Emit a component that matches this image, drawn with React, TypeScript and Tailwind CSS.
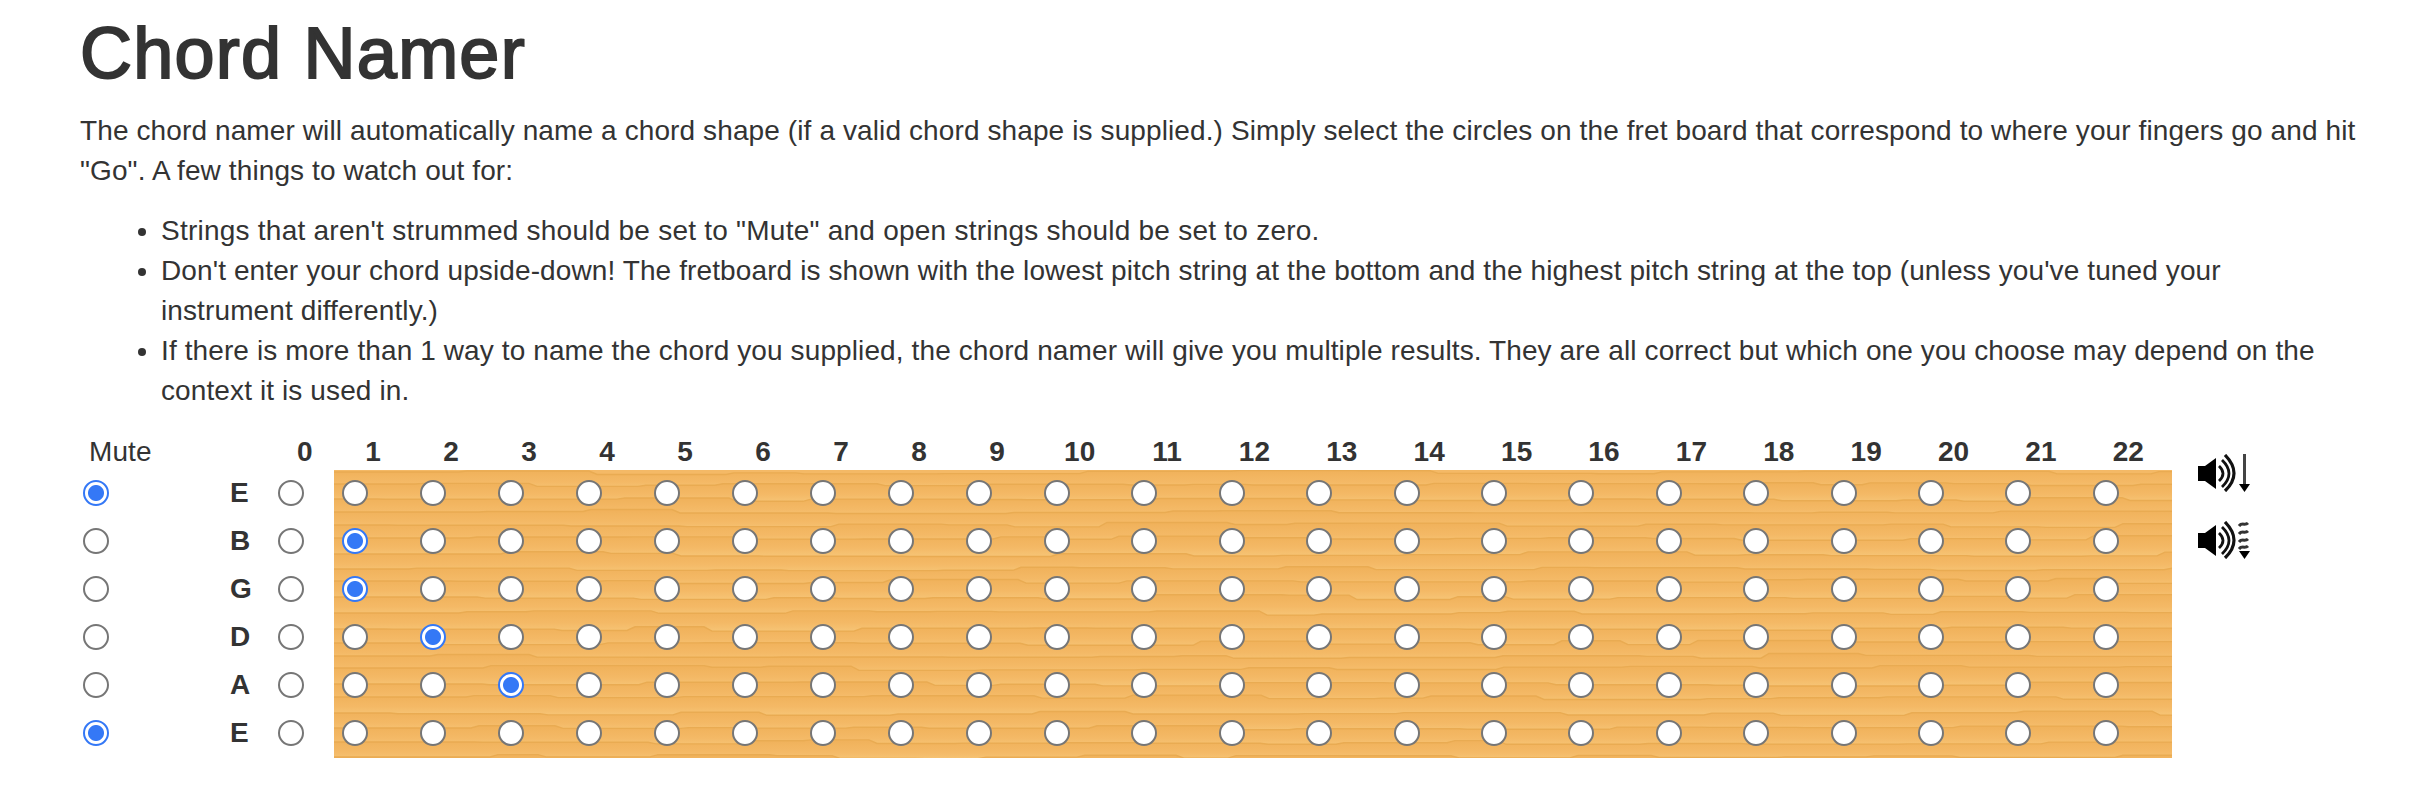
const FRETS = Array.from({ length: 22 }, (_, i) => i + 1);
const STRINGS = [
  { name: "E", checked: "mute" },
  { name: "B", checked: 1 },
  { name: "G", checked: 1 },
  { name: "D", checked: 2 },
  { name: "A", checked: 3 },
  { name: "E", checked: "mute" },
];

function Radio({ group, on }: { group: string; on?: boolean }) {
  return (
    <input
      type="radio"
      name={group}
      defaultChecked={on}
      className="block h-[26px] w-[26px] appearance-none rounded-full border-2 border-[#767676] bg-white checked:border-[#3478f6] checked:bg-[radial-gradient(circle,#3478f6_0,#3478f6_7.5px,#ffffff_8.5px)]"
    />
  );
}

function SpeakerIcon({ slow }: { slow?: boolean }) {
  return (
    <svg width="52" height="38" viewBox="0 0 52 38" className="block">
      <path d="M0 12 H7 L18 4 V35 L7 27 H0 Z" fill="#000" />
      <g fill="none" stroke="#111">
        <path d="M21 12 Q29 19.5 21 27" strokeWidth="2.8" />
        <path d="M24 6 Q38 19.5 24 33" strokeWidth="2.8" />
        <path d="M27 1 Q45 19.5 27 37" strokeWidth="3.2" />
      </g>
      {slow ? (
        <g fill="none" stroke="#333" strokeWidth="3">
          <path d="M41 5 C44 1 47 5 50 2" />
          <path d="M41 13 C44 9 47 13 50 10" />
          <path d="M41 21 C44 17 47 21 50 18" />
          <path d="M41 28 C44 24 47 28 50 25" />
        </g>
      ) : (
        <path d="M46.5 0 V31" stroke="#444" strokeWidth="3" />
      )}
      <path d="M41 30 H52 L46.5 38 Z" fill="#000" />
    </svg>
  );
}

// seeded so the grain stays the same between renders
function grainBands() {
  let seed = 12345;
  const rand = () => {
    seed = (seed * 1103515245 + 12345) % 2147483648;
    return seed / 2147483648;
  };
  const bands: { top: string; y: number }[] = [];
  for (let y = 2; y < 288; y += 12 + Math.floor(rand() * 5)) {
    let x = 0;
    let cur = y;
    let d = `M0 ${cur}`;
    while (x < 1838) {
      const run = 40 + rand() * 130;
      x += run;
      d += ` H${x.toFixed(0)}`;
      cur = y + (rand() - 0.5) * 5;
      x += 8;
      d += ` L${x.toFixed(0)} ${cur.toFixed(1)}`;
    }
    bands.push({ top: d, y });
  }
  return bands;
}

function Wood() {
  const bands = grainBands();
  return (
    <svg className="absolute inset-0 h-full w-full" viewBox="0 0 1838 288" preserveAspectRatio="none">
      <defs>
        <linearGradient id="grain" x1="0" y1="0" x2="0" y2="1">
          <stop offset="0" stopColor="#f0b15a" />
          <stop offset="0.6" stopColor="#f4b966" />
          <stop offset="1" stopColor="#f6c475" />
        </linearGradient>
      </defs>
      <rect width="1838" height="288" fill="#f4b966" />
      {bands.map((b, i) => (
        <g key={i}>
          <path d={`${b.top} V${b.y + 18} H0 Z`} fill="url(#grain)" />
          <path d={b.top} fill="none" stroke="#e9ab52" strokeWidth="1.4" />
        </g>
      ))}
    </svg>
  );
}

export default function App() {
  return (
    <div className="min-h-[792px] bg-white pl-[80px] pr-[70px] font-['Liberation_Sans',Arial,sans-serif] text-[28px] leading-[40px] tracking-[0.11px] text-[#333333]">
      <h1 className="pt-[14px] pb-[18px] text-[72px] leading-[79px] font-normal tracking-[1.25px] [-webkit-text-stroke:2px_#333333]">Chord Namer</h1>
      <p className="mb-[20px]">
        The chord namer will automatically name a chord shape (if a valid chord shape is supplied.) Simply select the circles on the fret board that correspond to where your fingers go and hit "Go". A few things to watch out for:
      </p>
      <ul className="mb-[20px] list-disc pl-[81px]">
        <li className="tracking-[0.24px]">Strings that aren't strummed should be set to "Mute" and open strings should be set to zero.</li>
        <li>Don't enter your chord upside-down! The fretboard is shown with the lowest pitch string at the bottom and the highest pitch string at the top (unless you've tuned your instrument differently.)</li>
        <li>If there is more than 1 way to name the chord you supplied, the chord namer will give you multiple results. They are all correct but which one you choose may depend on the context it is used in.</li>
      </ul>

      <div className="flex">
        {/* Mute column */}
        <div className="w-[150px] shrink-0">
          <div className="h-[39px] pl-[9px] pt-[1px]">Mute</div>
          {STRINGS.map((s, i) => (
            <div key={i} className="flex h-[48px] pl-[3px] pt-[10px]">
              <Radio group={`s${i}`} on={s.checked === "mute"} />
            </div>
          ))}
        </div>

        {/* String names */}
        <div className="w-[48px] shrink-0 font-bold">
          <div className="h-[39px]" />
          {STRINGS.map((s, i) => (
            <div key={i} className="flex h-[46px] mb-[2px] items-center">{s.name}</div>
          ))}
        </div>

        {/* Open strings */}
        <div className="w-[56px] shrink-0 font-bold">
          <div className="h-[39px] pl-[19px] pt-[1px]">0</div>
          {STRINGS.map((s, i) => (
            <div key={i} className="flex h-[48px] pt-[10px] font-normal">
              <Radio group={`s${i}`} />
            </div>
          ))}
        </div>

        {/* Frets */}
        <div className="w-[1838px] shrink-0">
          <div className="flex h-[39px] pt-[1px] font-bold">
            {FRETS.map((f) => (
              <div key={f} className={`${f < 10 ? "w-[78px]" : "w-[87.4px]"} text-center`}>{f}</div>
            ))}
          </div>
          <div className="relative h-[288px]">
            <Wood />
            {STRINGS.map((s, i) => (
              <div key={i} className="relative flex h-[48px] pt-[10px]">
                {FRETS.map((f) => (
                  <div key={f} className={`${f < 10 ? "w-[78px]" : "w-[87.4px]"} pl-[8px]`}>
                    <Radio group={`s${i}`} on={s.checked === f} />
                  </div>
                ))}
              </div>
            ))}
          </div>
        </div>

        {/* Play buttons */}
        <div className="ml-[26px] mt-[23px] flex flex-col gap-[29px]">
          <SpeakerIcon />
          <SpeakerIcon slow />
        </div>
      </div>
    </div>
  );
}
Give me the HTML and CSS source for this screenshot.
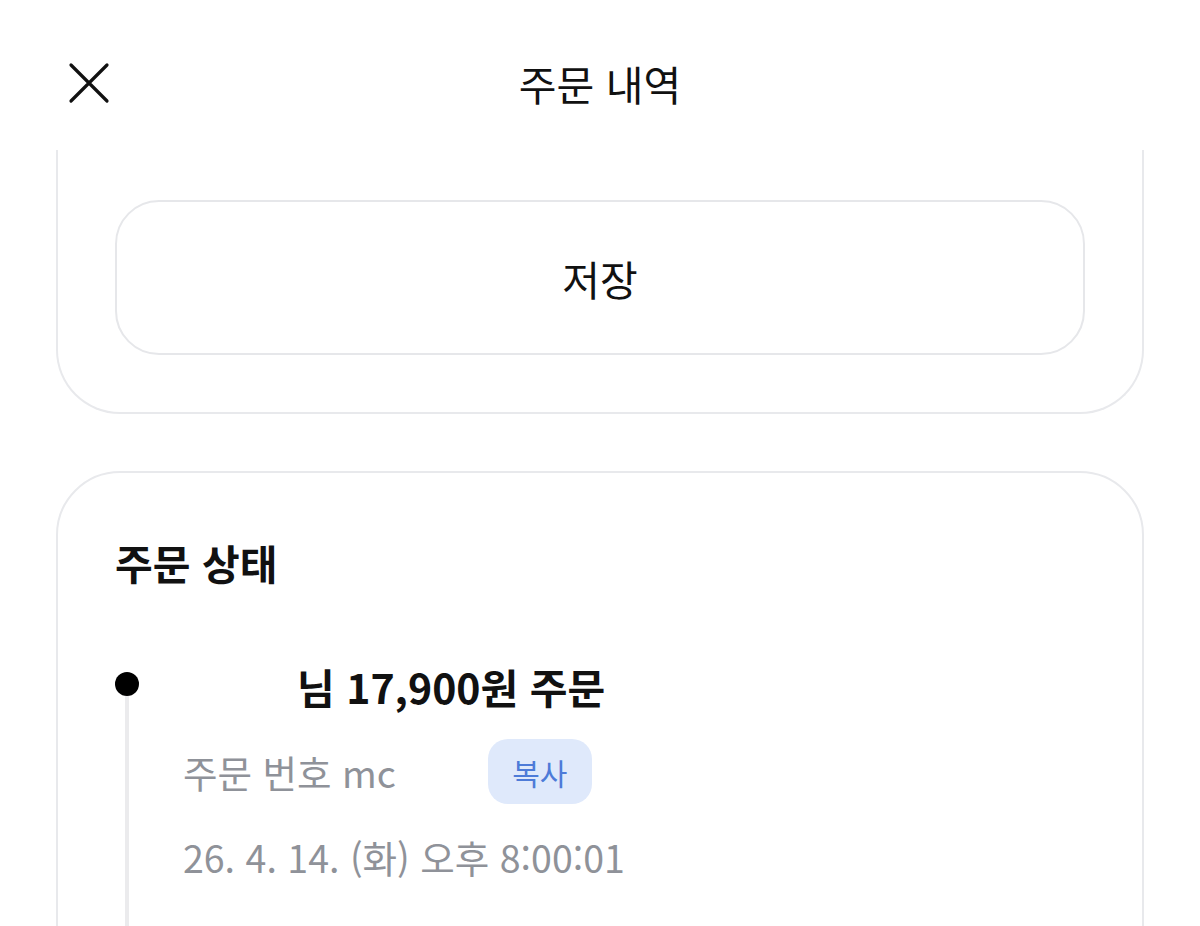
FILE: index.html
```html
<!DOCTYPE html>
<html lang="ko">
<head>
<meta charset="utf-8">
<title>주문 내역</title>
<link rel="stylesheet" href="styles.css">
</head>
<body>
<div class="app">
  <header class="topbar">
    <button class="close" aria-label="닫기">
      <svg width="42" height="42" viewBox="0 0 42 42"><path d="M3 3 L39 39 M39 3 L3 39" stroke="#111" stroke-width="3.2" stroke-linecap="round" fill="none"/></svg>
    </button>
    <h1 class="title">주문 내역</h1>
    <span class="spacer"></span>
  </header>
  <main class="content">
    <section class="card card-clipped">
      <button class="save-btn">저장</button>
    </section>
    <section class="card status-card">
      <h2 class="card-title">주문 상태</h2>
      <div class="timeline">
        <div class="tl-item">
          <div class="tl-rail"><span class="tl-dot"></span><span class="tl-line"></span></div>
          <div class="tl-body">
            <p class="tl-title"><span class="redacted-name"></span>님 17,900원 주문</p>
            <div class="tl-row">
              <span class="tl-meta">주문 번호 mc</span><span class="redacted-no"></span>
              <button class="copy-btn">복사</button>
            </div>
            <p class="tl-meta tl-date">26. 4. 14. (화) 오후 8:00:01</p>
          </div>
        </div>
      </div>
    </section>
  </main>
</div>
</body>
</html>
```
FILE: styles.css
```css
* { box-sizing: border-box; }
html, body { margin: 0; padding: 0; background: #fff; }
body {
  font-family: "Noto Sans CJK KR", "Noto Sans", sans-serif;
  color: #111;
  width: 1200px;
  height: 926px;
  overflow: hidden;
}
.app { display: flex; flex-direction: column; }
.topbar {
  height: 150px;
  display: grid;
  grid-template-columns: 1fr auto 1fr;
  align-items: start;
  padding-top: 62px;
}
.close {
  justify-self: start;
  margin-left: 68px;
  width: 42px; height: 42px;
  padding: 0; border: 0; background: none;
  display: flex;
}
.title {
  margin: 0;
  margin-top: 1px;
  font-size: 41px;
  line-height: 41px;
  font-weight: 400;
  color: #111;
}
.content {
  display: flex;
  flex-direction: column;
  gap: 57px;
  padding: 0 56px;
}
.card {
  border: 2px solid #e8e9ec;
  border-radius: 64px;
  background: #fff;
}
.card-clipped {
  border-top: 0;
  border-top-left-radius: 0;
  border-top-right-radius: 0;
  padding: 50px 57px 57px;
}
.save-btn {
  display: block;
  width: 100%;
  height: 155px;
  border: 2px solid #e6e7ea;
  border-radius: 44px;
  background: #fff;
  font-family: inherit;
  font-size: 41px;
  color: #111;
  padding: 0;
}
.status-card {
  padding: 69px 57px 0;
  height: 480px;
  border-bottom-left-radius: 0;
  border-bottom-right-radius: 0;
}
.card-title {
  margin: 0 0 83px;
  font-size: 41px;
  line-height: 41px;
  font-weight: 700;
}
.tl-item {
  display: grid;
  grid-template-columns: 68px 1fr;
}
.tl-rail {
  display: flex;
  flex-direction: column;
  align-items: center;
  width: 24px;
  padding-top: 6px;
}
.tl-dot {
  width: 24px; height: 24px;
  border-radius: 50%;
  background: #000;
  flex: none;
}
.tl-line {
  width: 4px;
  height: 260px;
  background: #ebebed;
}
.tl-body { display: flex; flex-direction: column; }
.tl-title {
  margin: 0;
  font-size: 41px;
  line-height: 41px;
  font-weight: 700;
}
.redacted-name { display: inline-block; width: 114px; }
.tl-row {
  display: flex;
  align-items: center;
  margin-top: 32px;
}
.tl-meta {
  font-size: 37.5px;
  line-height: 37.5px;
  color: #8f9299;
  margin: 0;
}
.redacted-no { display: inline-block; width: 92px; height: 10px; }
.copy-btn {
  width: 104px;
  height: 65px;
  border: 0;
  border-radius: 20px;
  background: #dfe9fb;
  color: #4d7bd8;
  font-family: inherit;
  font-size: 30px;
  padding: 0;
}
.tl-date { margin-top: 34px; }
```
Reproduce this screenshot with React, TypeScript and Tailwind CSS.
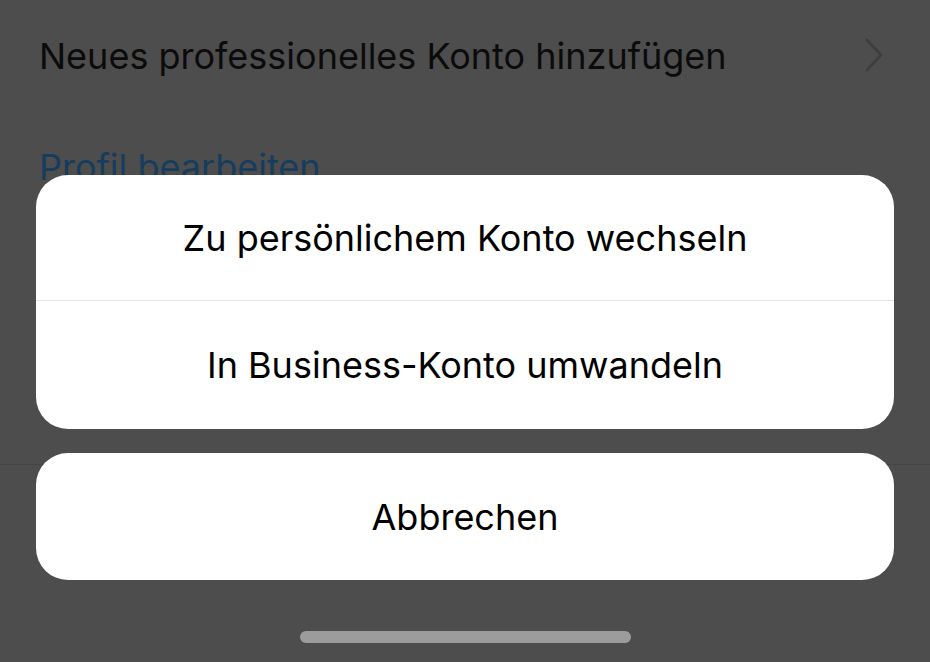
const font = { fontFamily: 'Inter, "Noto Sans", sans-serif' }

function SheetButton({ label, className = '' }: { label: string; className?: string }) {
  return (
    <button className={`flex w-full items-center justify-center text-[36px] text-black ${className}`}>
      {label}
    </button>
  )
}

export default function App() {
  return (
    <div className="relative h-[662px] w-[930px] overflow-hidden bg-[#4d4d4d]" style={font}>
      {/* dimmed page behind the sheet */}
      <div className="flex flex-col">
        <div className="flex h-[112px] items-center justify-between pl-[39px] pr-[46px]">
          <span className="text-[36px] text-[#0b0b0b]">Neues professionelles Konto hinzufügen</span>
          <svg width="20" height="34" viewBox="0 0 20 34" fill="none" className="mt-[-2px]">
            <path d="M3 2 L17 17 L3 32" stroke="#3e3e3e" strokeWidth="2.6" strokeLinecap="round" strokeLinejoin="round" />
          </svg>
        </div>
        <div className="pl-[39px] pt-[28px] text-[36px] text-[#173c5d]">Profil bearbeiten</div>
        <div className="mt-[270px] h-px bg-[#454545]" />
      </div>

      {/* action sheet */}
      <div className="absolute left-[36px] right-[36px] top-[175px] flex flex-col gap-[24px]">
        <div className="flex flex-col overflow-hidden rounded-[32px] bg-white">
          <SheetButton label="Zu persönlichem Konto wechseln" className="h-[126px] border-b border-[#e2e2e2]" />
          <SheetButton label="In Business-Konto umwandeln" className="h-[128px]" />
        </div>
        <div className="overflow-hidden rounded-[32px] bg-white">
          <SheetButton label="Abbrechen" className="h-[127px]" />
        </div>
      </div>

      {/* home indicator */}
      <div className="absolute bottom-[19px] left-[300px] h-[12px] w-[331px] rounded-full bg-[#9c9c9c]" />
    </div>
  )
}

**Task directions:** Look through the entries and return every line where "Tailwind" appears.

**Response for this exercise:**
Emit a component that matches this image, drawn with React, TypeScript and Tailwind CSS.
Reproduce this screenshot with React, TypeScript and Tailwind CSS.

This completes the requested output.